Kenyan mobile subscriptions
The Communications Commission of Kenya (CCK), the independent regulatory authority for the communications industry in Kenya, does an excellent job releasing quarterly market statistics. The summary of results can be spun to benefit certain sectors, but the recent results from the end of December 2013 highlight what we will call a maturing African telecoms market. That is, the data market experiences steady growth, nearly 100% of internet subscriptions are mobile-based, voice subscriptions are nearly flat, fixed lines experience a continued decline in subscriber base, and mobile money sees continued record growth. There’s no doubt a major emphasis on data and mobile money adoption, but the stagnant voice subscription numbers suggest those that can afford or desire a mobile subscription already have one.

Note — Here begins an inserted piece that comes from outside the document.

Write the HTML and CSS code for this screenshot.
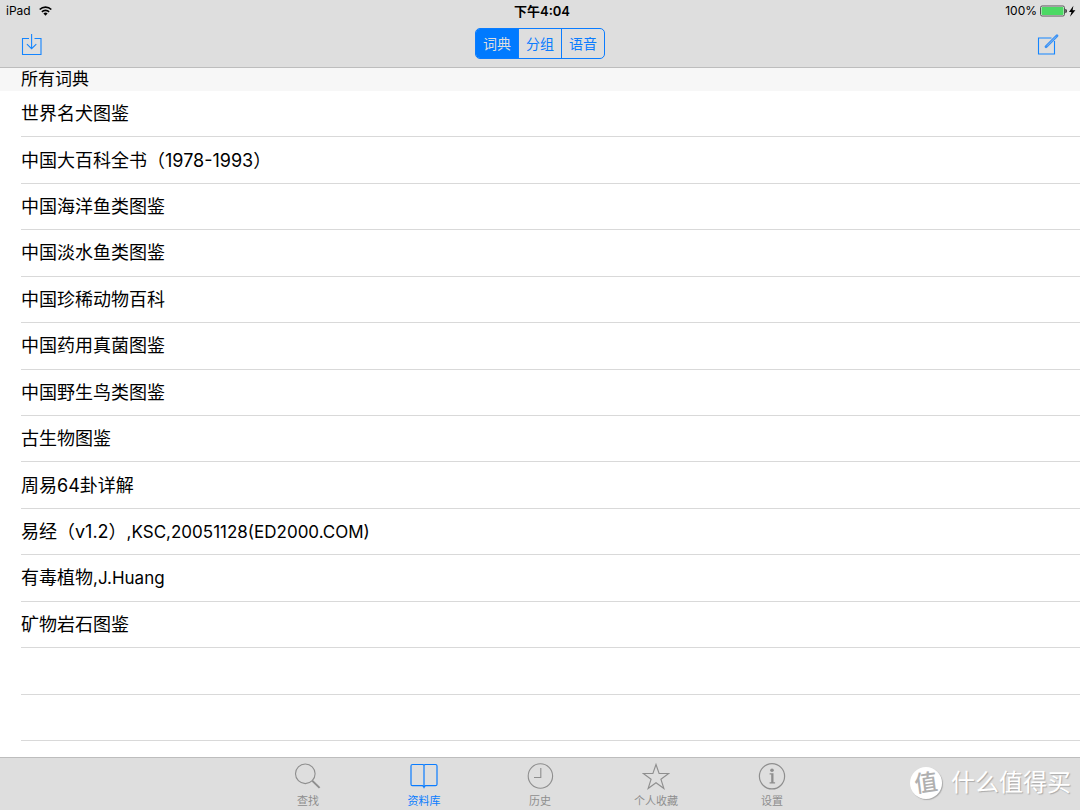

There have been conflicting reports about whether internet users in Mogadishu, Somalia are enjoying the benefits of terrestrial fibre optic cables. Last month came promising news that Liquid Telecom had connected Somalia to its 17,000km African network of fibre cables. Anecdotal reports have made it seem like Somalis are utilizing the increased bandwidth. External analysis of internet traffic data using multiple sources says otherwise; web traffic to Somalia hasn’t changed very much in the past couple of months. Ostensibly the access is there but costs are high and few users spend significant time online. Time will tell if users begin to go online more often and stream video, for example, but for now, very few Somalis are consistently online.
Earlier, we commented on the lack of transparency when the Government of Chad awarded mobile operator Bharti Airtel with a 3G/4G license. No price, or much detail in general, was given. Such is typical of the Chadian government’s handling of all things ICT. Promises are often made to strengthen the national telecommunications industry but results are scarce. Extremely few Chadians use the internet, due to a combination of poor quality of service, high prices for what bandwidth exists, and a lack of awareness. A national telecommunications regulatory body must hold stakeholders accountable. The current regulator, Office Tchadien de Regulation des Telecoms, has not updated their website since 2012 – never a good sign that progress is underway on the ground.
Peace for South Sudan
Many blog posts we encounter lack credibility due to an alienating voice or lack of factual basis. However, a post by South Sudanese blogger Patrick Mathiang succinctly explained how the internet can be used to end the war in South Sudan. He reminds us that social media has the ability to both spread emotional accusations and disperse useful information to a global audience. Those in Rwanda in 1994 were not so fortunate to have immediate access to the latest news. Today, Mr. Mathiang aptly urges the youth to consider using the internet for unification. The next generation need not be betrayed now that this powerful tool exists.
Free urban Wi-Fi is a hot topic these days. Currently, there are initiatives to bring free wireless internet coverage to parts of South Africa (Tshwane, Cape Town, and Stellenbosch), Kenya (Nakuru County), Rwanda (Kigali), and parts of Lagos, Nigeria. Complete digital inclusion is a ways to go, but getting an entire city or county online will take more than simply providing free Wi-Fi coverage. Skills training and access to Wi-Fi enabled devices are musts.